Co-Design of Massively Parallel Embedded Processor Architectures

CoMap

Abstract

The CoMap project deals with the systematic (a) mapping, (b) evaluation, and (c) exploration of massively parallel processor architectures that are designed for special purpose applications in the world of embedded computers.

The investigated class of computer architectures can be described by massively parallel networked processing elements which, using today's hardware technology, may be implemented on a single chip (SoC - System on a Chip).

Existing approaches for mapping computation-intensive algorithms to parallel architectures either consider the implementation in dedicated hardware or the implementation on a given supercomputer. Many intermediate solutions between these extremes are coming up ranging from fine-grain FPGAs to large-grain processor arrays such as the PACT XPP, Quicksilver's ACM, Bresca from Silicon Hive (Philips), NSC NAPA-1000, and many others. In order to exploit all technological benefits and levels of parallelism, the question remains how these array-like processing architectures may be programmed efficiently.

Fact is that according to Moore's Law the gap between technology and mapping efficiency is steadily increasing. What is needed here, are more flexible and generic tools that can easily be retargeted to a special-purpose architecture. Also, what is needed in order to avoid redesigns of an architecture due to unforeseen inefficiency gaps is a methodology that can handle and evaluate architectures and mappings for a certain range of architectures (a) early in the design and (b) not only one particular architecture.

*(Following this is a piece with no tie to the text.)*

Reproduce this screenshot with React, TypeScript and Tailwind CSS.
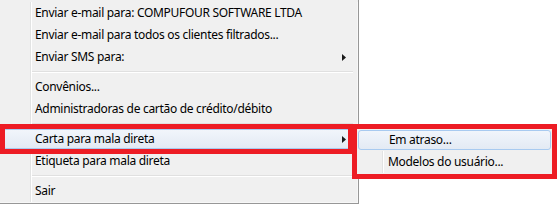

Under the code word CoMap, we try to summarize the main aspects of our research proposal whose major goal is to enable a Co-Design in the sense to design special purpose parallel processor architectures and efficient mapping tools simultaneously. The major research aspects can be summarized as follows:

Architectural Research

Our special focus will study a new class of massively parallel architectures we will call weakly-programmable arrays. Such architectures consist of an array of processing elements (PE) that contain sub-word processing units with only very few memory and a regular interconnect structure. In order to efficiently implement a certain algorithm, each PE may implement only a certain function range. Also, the instruction set is limited and may be configured at compile-time or even dynamically at run-time. The PEs are called weakly-programmable because the control overhead of each PE is optimized and kept small.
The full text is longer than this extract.